Records provided –
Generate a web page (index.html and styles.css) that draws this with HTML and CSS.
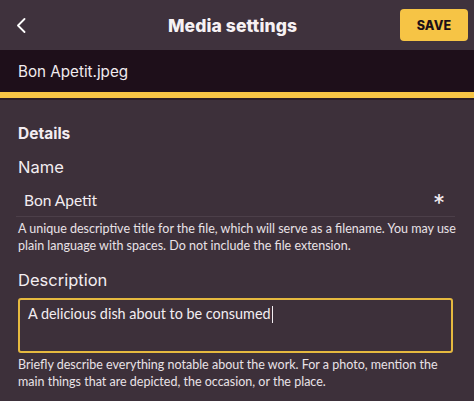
FILE: index.html
```html
<!DOCTYPE html>
<html lang="en">
<head>
<meta charset="utf-8">
<title>Media settings</title>
<link rel="stylesheet" href="styles.css">
</head>
<body>
<div class="app">
  <header class="topbar">
    <button class="back" aria-label="Back">
      <svg width="10" height="15" viewBox="0 0 10 15"><path d="M8.5 1 L2 7.5 L8.5 14" fill="none" stroke="#ffffff" stroke-width="1.8" stroke-linecap="round" stroke-linejoin="round"/></svg>
    </button>
    <h1 class="title">Media settings</h1>
    <button class="save">SAVE</button>
  </header>
  <div class="filebar">Bon Apetit.jpeg</div>
  <div class="accent"></div>
  <main class="content">
    <h2 class="section">Details</h2>
    <div class="field">
      <label class="label">Name</label>
      <div class="input-row">
        <span class="value">Bon Apetit</span>
        <span class="req">*</span>
      </div>
      <p class="help">A unique descriptive title for the file, which will serve as a filename. You may use plain language with spaces. Do not include the file extension.</p>
    </div>
    <div class="field">
      <label class="label">Description</label>
      <div class="textarea"><span>A delicious dish about to be consumed</span><span class="caret"></span></div>
      <p class="help">Briefly describe everything notable about the work. For a photo, mention the main things that are depicted, the occasion, or the place.</p>
    </div>
  </main>
</div>
</body>
</html>
```
FILE: styles.css
```css
* { box-sizing: border-box; }
html, body { margin: 0; padding: 0; }
body {
  background: #3d303a;
  font-family: Inter, "Noto Sans", sans-serif;
  color: #f3edf1;
  width: 474px;
  height: 401px;
  overflow: hidden;
}
.topbar {
  height: 50px;
  background: #3f323d;
  display: flex;
  align-items: center;
  padding: 0 6px 0 11px;
}
.back {
  width: 20px;
  height: 24px;
  background: none;
  border: 0;
  padding: 0;
  display: flex;
  align-items: center;
  justify-content: center;
}
.title {
  flex: 1;
  margin: 0;
  text-align: center;
  font-size: 17.5px;
  font-weight: 800;
  color: #f6f1f4;
  padding-left: 34px;
  letter-spacing: 0.1px;
}
.save {
  width: 68px;
  height: 32px;
  background: #f6c445;
  border: 0;
  border-radius: 4px;
  font-family: Inter, sans-serif;
  font-weight: 800;
  font-size: 12.5px;
  color: #1c0f18;
  letter-spacing: 0.2px;
}
.filebar {
  height: 42px;
  background: #1e0f1a;
  display: flex;
  align-items: center;
  padding-left: 18px;
  font-size: 15.2px;
  color: #f1ebef;
}
.accent {
  height: 8px;
  background: #f6c445;
  border-bottom: 2px solid #2a1d27;
}
.content {
  padding: 24px 18px 0 18px;
}
.section {
  margin: 0 0 12px 0;
  font-size: 15.5px;
  font-weight: 700;
  line-height: 20px;
}
.label {
  display: block;
  font-size: 16.5px;
  line-height: 22px;
}
.input-row {
  margin-top: 5px;
  display: flex;
  align-items: center;
  justify-content: space-between;
  height: 34px;
  padding: 0 10px 0 8px;
  border-bottom: 1px solid #4c3f49;
  margin-left: -2px;
  margin-right: 1px;
}
.value { font-family: Lato, Inter, sans-serif; font-size: 15.5px; }
.req { font-size: 24px; line-height: 1; padding-top: 8px; }
.help {
  margin: 3px 0 0 0;
  font-family: Lato, Inter, sans-serif;
  font-size: 12.5px;
  line-height: 17px;
  color: #e9e2e7;
}
.field + .field { margin-top: 15px; }
.textarea {
  margin-top: 7px;
  height: 55px;
  border: 2px solid #e6b93f;
  border-radius: 3px;
  padding: 5px 8px;
  font-family: Lato, Inter, sans-serif;
  font-size: 14.4px;
  line-height: 18px;
  display: flex;
  align-items: flex-start;
  margin-right: 3px;
}
.caret {
  display: inline-block;
  width: 1px;
  height: 17px;
  background: #f3edf1;
  margin-left: 1px;
  margin-top: 1px;
}
.textarea + .help { margin-top: 3px; }
```
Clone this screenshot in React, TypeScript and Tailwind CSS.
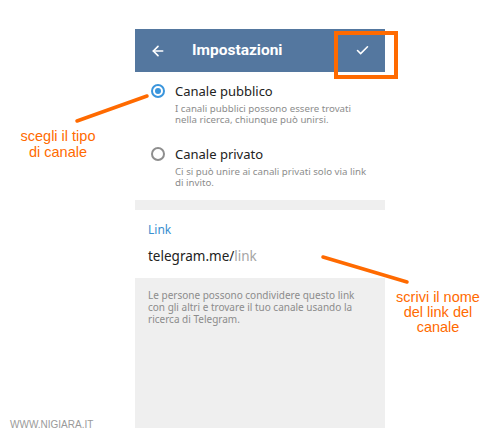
import { ArrowLeft, Check } from "lucide-react";

function Radio({ checked }: { checked: boolean }) {
  return (
    <div
      className={
        "w-[14px] h-[14px] rounded-full border-2 flex items-center justify-center shrink-0 " +
        (checked ? "border-[#3a95dc]" : "border-[#8e8e8e]")
      }
    >
      {checked && <div className="w-[6px] h-[6px] rounded-full bg-[#3a95dc]" />}
    </div>
  );
}

export default function App() {
  const options = [
    {
      id: 1,
      title: "Canale pubblico",
      desc: "I canali pubblici possono essere trovati nella ricerca, chiunque può unirsi.",
      checked: true,
    },
    {
      id: 2,
      title: "Canale privato",
      desc: "Ci si può unire ai canali privati solo via link di invito.",
      checked: false,
    },
  ];

  return (
    <div className="relative w-[500px] h-[440px] bg-white overflow-hidden font-['Noto_Sans',sans-serif]">
      <div className="pt-[29px] pl-[135px]">
        <div className="w-[250px] h-[399px] flex flex-col bg-[#efefef]">
          {/* Action bar */}
          <div className="h-[43px] bg-[#54779f] flex items-center text-white shrink-0">
            <ArrowLeft className="ml-[15px] w-[16px] h-[16px]" strokeWidth={2.5} />
            <span className="ml-[26px] font-['Roboto',sans-serif] font-bold text-[15.5px]">Impostazioni</span>
            <Check className="ml-auto mr-[15px] w-[15px] h-[15px]" strokeWidth={2.5} />
          </div>

          {/* Channel type */}
          <div className="bg-white h-[128px] pt-[10px] flex flex-col gap-[20px] shrink-0">
            {options.map((o) => (
              <div key={o.id} className="flex">
                <div className="w-[40px] shrink-0 flex pt-[2px] pl-[16px]">
                  <Radio checked={o.checked} />
                </div>
                <div className="w-[192px]">
                  <div className="text-[13px] leading-[18px] text-[#222]">{o.title}</div>
                  <div className="text-[9.7px] leading-[10.5px] text-[#8c8c8c] mt-[4px]">{o.desc}</div>
                </div>
              </div>
            ))}
          </div>

          <div className="h-[10px] shrink-0" />

          {/* Link */}
          <div className="bg-white h-[68px] px-[13px] pt-[13px] shrink-0">
            <div className="text-[12px] leading-[14px] text-[#3a8fd0]">Link</div>
            <div className="mt-[9px] text-[13.5px] leading-[20px] text-[#222]">
              telegram.me/<span className="text-[#a5a5a5]">link</span>
            </div>
          </div>

          <div className="px-[13px] pt-[11px] text-[10px] leading-[12px] text-[#8c8c8c]">
            Le persone possono condividere questo link con gli altri e trovare il tuo canale usando la ricerca di Telegram.
          </div>
        </div>
      </div>

      {/* Annotations */}
      <div className="absolute left-[334px] top-[31px] w-[64px] h-[48px] border-[4px] border-[#ff6a00]" />

      <svg className="absolute left-0 top-0" width="500" height="440">
        <line x1="77" y1="121" x2="147" y2="96" stroke="#ff6a00" strokeWidth="3.5" strokeLinecap="round" />
        <line x1="323" y1="257" x2="407" y2="282" stroke="#ff6a00" strokeWidth="3.5" strokeLinecap="round" />
      </svg>

      <div className="absolute left-[6px] top-[128px] w-[104px] text-center text-[14.5px] leading-[16px] text-[#ff6a00] font-['Liberation_Sans',sans-serif]">
        scegli il tipo
        <br />
        di canale
      </div>

      <div className="absolute left-[386px] top-[290px] w-[104px] text-center text-[14.5px] leading-[15px] text-[#ff6a00] font-['Liberation_Sans',sans-serif]">
        scrivi il nome
        <br />
        del link del
        <br />
        canale
      </div>

      <div className="absolute left-[10px] top-[417px] text-[10px] text-[#9a9a9a] font-['Liberation_Sans',sans-serif]">
        WWW.NIGIARA.IT
      </div>
    </div>
  );
}
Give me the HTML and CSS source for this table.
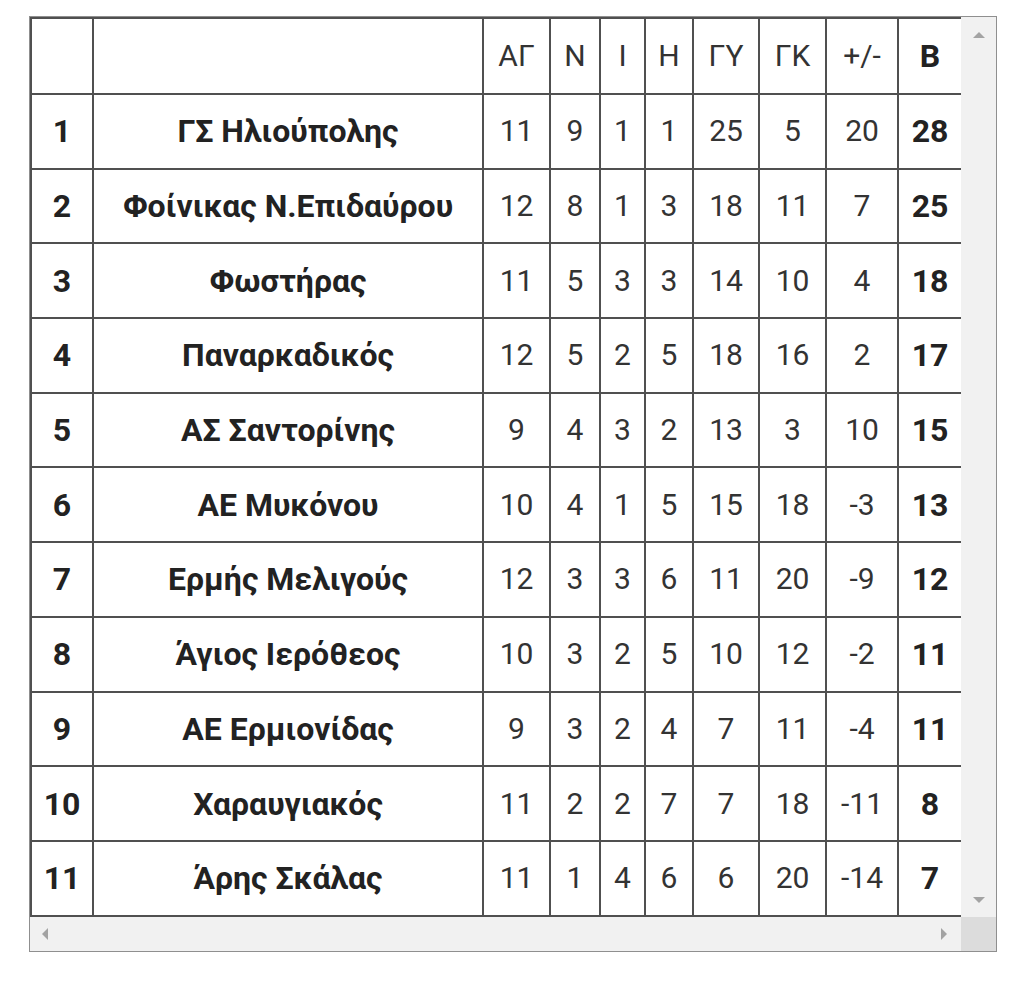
FILE: index.html
```html
<!DOCTYPE html>
<html lang="el">
<head>
<meta charset="utf-8">
<title>Βαθμολογία</title>
<link rel="stylesheet" href="styles.css">
</head>
<body>
<div class="scroller">
  <div class="viewport">
    <table class="standings">
      <colgroup>
        <col class="c-pos"><col class="c-team"><col class="c-ag"><col class="c-n"><col class="c-i"><col class="c-h"><col class="c-gy"><col class="c-gk"><col class="c-diff"><col class="c-pts">
      </colgroup>
      <thead>
        <tr><th></th><th></th><th>ΑΓ</th><th>Ν</th><th>Ι</th><th>Η</th><th>ΓΥ</th><th>ΓΚ</th><th>+/-</th><th class="pts">Β</th></tr>
      </thead>
      <tbody>
        <tr><td class="pos">1</td><td class="team">ΓΣ Ηλιούπολης</td><td>11</td><td>9</td><td>1</td><td>1</td><td>25</td><td>5</td><td>20</td><td class="pts">28</td></tr>
        <tr><td class="pos">2</td><td class="team">Φοίνικας Ν.Επιδαύρου</td><td>12</td><td>8</td><td>1</td><td>3</td><td>18</td><td>11</td><td>7</td><td class="pts">25</td></tr>
        <tr><td class="pos">3</td><td class="team">Φωστήρας</td><td>11</td><td>5</td><td>3</td><td>3</td><td>14</td><td>10</td><td>4</td><td class="pts">18</td></tr>
        <tr><td class="pos">4</td><td class="team">Παναρκαδικός</td><td>12</td><td>5</td><td>2</td><td>5</td><td>18</td><td>16</td><td>2</td><td class="pts">17</td></tr>
        <tr><td class="pos">5</td><td class="team">ΑΣ Σαντορίνης</td><td>9</td><td>4</td><td>3</td><td>2</td><td>13</td><td>3</td><td>10</td><td class="pts">15</td></tr>
        <tr><td class="pos">6</td><td class="team">ΑΕ Μυκόνου</td><td>10</td><td>4</td><td>1</td><td>5</td><td>15</td><td>18</td><td>-3</td><td class="pts">13</td></tr>
        <tr><td class="pos">7</td><td class="team">Ερμής Μελιγούς</td><td>12</td><td>3</td><td>3</td><td>6</td><td>11</td><td>20</td><td>-9</td><td class="pts">12</td></tr>
        <tr><td class="pos">8</td><td class="team">Άγιος Ιερόθεος</td><td>10</td><td>3</td><td>2</td><td>5</td><td>10</td><td>12</td><td>-2</td><td class="pts">11</td></tr>
        <tr><td class="pos">9</td><td class="team">ΑΕ Ερμιονίδας</td><td>9</td><td>3</td><td>2</td><td>4</td><td>7</td><td>11</td><td>-4</td><td class="pts">11</td></tr>
        <tr><td class="pos">10</td><td class="team">Χαραυγιακός</td><td>11</td><td>2</td><td>2</td><td>7</td><td>7</td><td>18</td><td>-11</td><td class="pts">8</td></tr>
        <tr><td class="pos">11</td><td class="team">Άρης Σκάλας</td><td>11</td><td>1</td><td>4</td><td>6</td><td>6</td><td>20</td><td>-14</td><td class="pts">7</td></tr>
      </tbody>
    </table>
  </div>
  <div class="vbar">
    <span class="arrow arrow-up"></span>
    <span class="arrow arrow-down"></span>
  </div>
  <div class="hbar">
    <span class="arrow arrow-left"></span>
    <span class="arrow arrow-right"></span>
  </div>
  <div class="corner"></div>
</div>
</body>
</html>
```
FILE: styles.css
```css
html, body {
  margin: 0;
  padding: 0;
  background: #ffffff;
}

body {
  padding: 16px 0 0 29px;
  font-family: Roboto, "Noto Sans", "Liberation Sans", sans-serif;
}

.scroller {
  display: grid;
  grid-template-columns: 931px 35px;
  grid-template-rows: 900px 34px;
  width: 966px;
  border: 1px solid #8f8f8f;
}

.viewport {
  overflow: hidden;
}

.standings {
  border-collapse: collapse;
  table-layout: fixed;
  width: 931px;
  color: #333333;
  font-size: 30px;
}

.c-pos { width: 62px; }
.c-team { width: 390px; }
.c-ag { width: 67px; }
.c-n { width: 50px; }
.c-i { width: 45px; }
.c-h { width: 48px; }
.c-gy { width: 66px; }
.c-gk { width: 67px; }
.c-diff { width: 72px; }
.c-pts { width: 64px; }

.standings th,
.standings td {
  border: 2px solid #505050;
  padding: 0;
  text-align: center;
  vertical-align: middle;
  font-weight: 400;
  line-height: 1;
}

.standings thead tr { height: 76px; }
.standings tbody tr { height: 74.7px; }

.standings .pos,
.standings .team,
.standings .pts {
  font-weight: 700;
  font-size: 32px;
  color: #222222;
}

.vbar {
  background: #f1f1f1;
  display: flex;
  flex-direction: column;
  justify-content: space-between;
  align-items: center;
  padding: 15px 0 14px;
}

.hbar {
  background: #f1f1f1;
  display: flex;
  justify-content: space-between;
  align-items: center;
  padding: 0 14px 0 12px;
}

.corner {
  background: #dcdcdc;
}

.arrow {
  display: block;
  width: 0;
  height: 0;
}

.arrow-up {
  border-left: 6px solid transparent;
  border-right: 6px solid transparent;
  border-bottom: 6px solid #a3a3a3;
}

.arrow-down {
  border-left: 6px solid transparent;
  border-right: 6px solid transparent;
  border-top: 6px solid #a3a3a3;
}

.arrow-left {
  border-top: 6px solid transparent;
  border-bottom: 6px solid transparent;
  border-right: 6px solid #a3a3a3;
}

.arrow-right {
  border-top: 6px solid transparent;
  border-bottom: 6px solid transparent;
  border-left: 6px solid #a3a3a3;
}
```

What is being asked – Look through the material and copy each line that has "with".

Response below –
Generate a web page (index.html and styles.css) that draws this with HTML and CSS.
      <p class="help">A unique descriptive title for the file, which will serve as a filename. You may use plain language with spaces. Do not include the file extension.</p>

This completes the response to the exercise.